Clemency Denied For Mentally Disabled Death Row Inmate
An attorney for a Georgia death row inmate set to be executed this week told reporters that the state Board of Pardons and Paroles has denied his client’s
application for clemency.
Brian Kammer said Monday he is “horrified and outraged” by the board’s decision. His client, Warren Lee Hill, was initially serving a life sentence in 1990 for the 1986 killing of his girlfriend when he killed a fellow inmate. A jury in 1991 convicted Hill of murder and sentenced him to death.
An earlier report by the Atlanta Journal Constitution helps explain why, even though Hill was deemed mentally disabled, he still faces execution:
Georgia enacted the groundbreaking law banning the execution of those who meet the legal criteria for mental retardation in 1988, more than a decade before the U.S. Supreme Court prohibited the practice nationwide.
Hill’s problem is that a judge found him more likely than not to be mentally disabled.

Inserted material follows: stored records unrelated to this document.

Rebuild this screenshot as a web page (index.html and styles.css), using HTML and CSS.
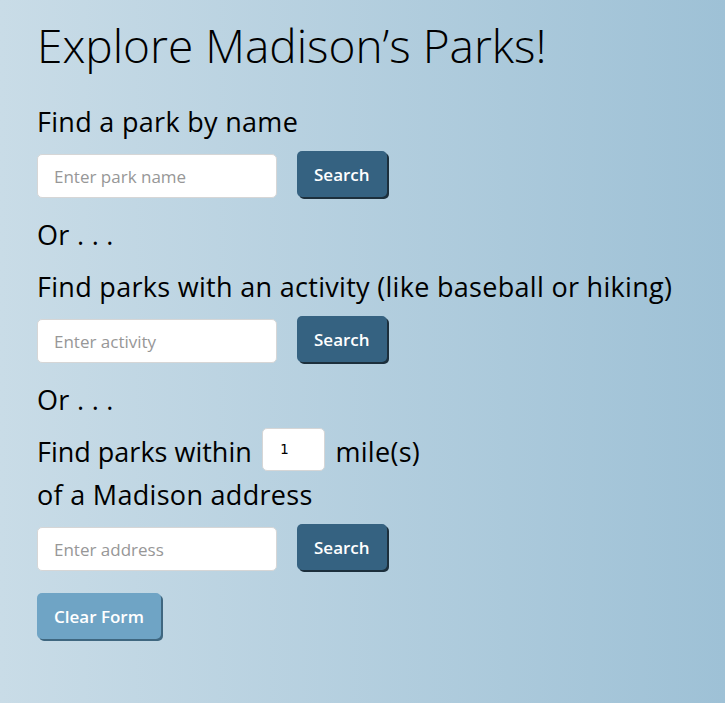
FILE: index.html
```html
<!DOCTYPE html>
<html>
<head>
<meta charset="utf-8">
<link rel="stylesheet" href="styles.css">
</head>
<body>
<main class="page">
  <h1 class="title">Explore Madison’s Parks!</h1>
  <form class="finder">
    <p class="label">Find a park by name</p>
    <div class="row">
      <input class="field" type="text" placeholder="Enter park name">
      <button class="btn" type="button">Search</button>
    </div>
    <p class="label or">Or . . .</p>
    <p class="label">Find parks with an activity (like baseball or hiking)</p>
    <div class="row">
      <input class="field" type="text" placeholder="Enter activity">
      <button class="btn" type="button">Search</button>
    </div>
    <p class="label or">Or . . .</p>
    <p class="label"><span class="tight">Find parks within</span> <input class="miles" type="number" value="1"> mile(s)<br>of a Madison address</p>
    <div class="row">
      <input class="field" type="text" placeholder="Enter address">
      <button class="btn" type="button">Search</button>
    </div>
    <div class="actions">
      <button class="btn btn-clear" type="button">Clear Form</button>
    </div>
  </form>
</main>
</body>
</html>
```
FILE: styles.css
```css
html, body {
  margin: 0;
  height: 100%;
}
body {
  background: linear-gradient(to right, #c9dce7 0%, #9ec1d6 100%);
  color: #000;
  font-family: "Open Sans", sans-serif;
}
.page {
  padding: 17px 37px 0 37px;
}
.title {
  margin: 0;
  font-family: "Open Sans", sans-serif;
  font-weight: 300;
  font-size: 46px;
  line-height: 56px;
}
.finder {
  margin-top: 27px;
}
.label {
  margin: 0;
  font-size: 27px;
  letter-spacing: 0.3px;
  font-weight: 400;
  line-height: 43px;
}
.tight {
  letter-spacing: 0;
}
.or {
  margin-bottom: 9px;
}
.row {
  display: flex;
  align-items: flex-start;
  gap: 20px;
  margin: 11px 0 15px;
}
.field {
  box-sizing: border-box;
  width: 240px;
  height: 44px;
  border: 1px solid #d6d6d6;
  border-radius: 5px;
  background: #fff;
  padding: 0 16px;
  font-family: "Open Sans", sans-serif;
  font-size: 17px;
}
.field::placeholder {
  color: #979797;
}
.btn {
  box-sizing: border-box;
  height: 46px;
  margin-top: -3px;
  padding: 0 17px;
  border: none;
  border-radius: 5px;
  background: #356281;
  color: #fff;
  font-family: "Open Sans", sans-serif;
  font-weight: 600;
  font-size: 17px;
  box-shadow: 2px 2px 0 #1c2f3c;
}
.actions {
  margin-top: 22px;
}
.btn-clear {
  margin-top: 0;
  background: #6fa4c5;
  box-shadow: 2px 2px 0 #3f6780;
}
.miles {
  box-sizing: border-box;
  width: 63px;
  height: 43px;
  margin: -10px 3px -10px 3px;
  border: 1px solid #d6d6d6;
  border-radius: 5px;
  background: #fff;
  padding: 0 17px;
  font-family: "DejaVu Sans Mono", monospace;
  font-size: 14px;
  letter-spacing: 0;
  vertical-align: 8px;
  -moz-appearance: textfield;
}
.miles::-webkit-inner-spin-button,
.miles::-webkit-outer-spin-button {
  -webkit-appearance: none;
  margin: 0;
}
```
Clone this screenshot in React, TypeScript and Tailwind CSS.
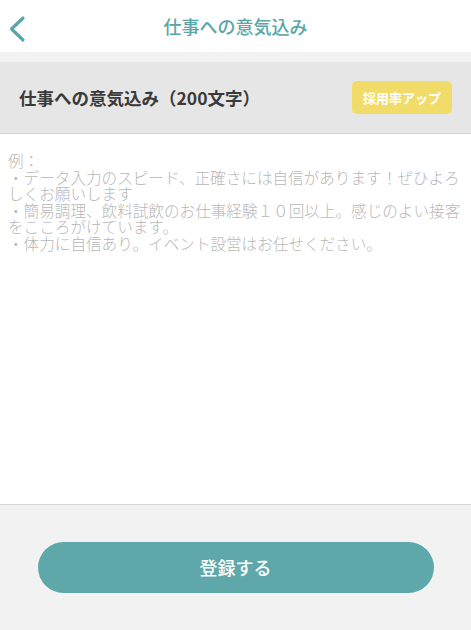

Georgia’s law requires capital defendants to clear a far more difficult legal threshold — proving it beyond a reasonable doubt.
If Georgia executes Hill, it will set an unfathomable precedent:
Richard Dieter, executive director of the Death Penalty Information Center, which tracks capital cases nationwide, said he knew of no other case comparable to Hill’s. Forty-four people with evidence of mental retardation have been executed since 1976, but that was before the Supreme Court’s ban in 2002, he said.
Since Hill’s execution is scheduled for Wednesday, it looks as if Georgia is set to become the first state to ignore the Supreme Court’s ban on executing mentally retarded people.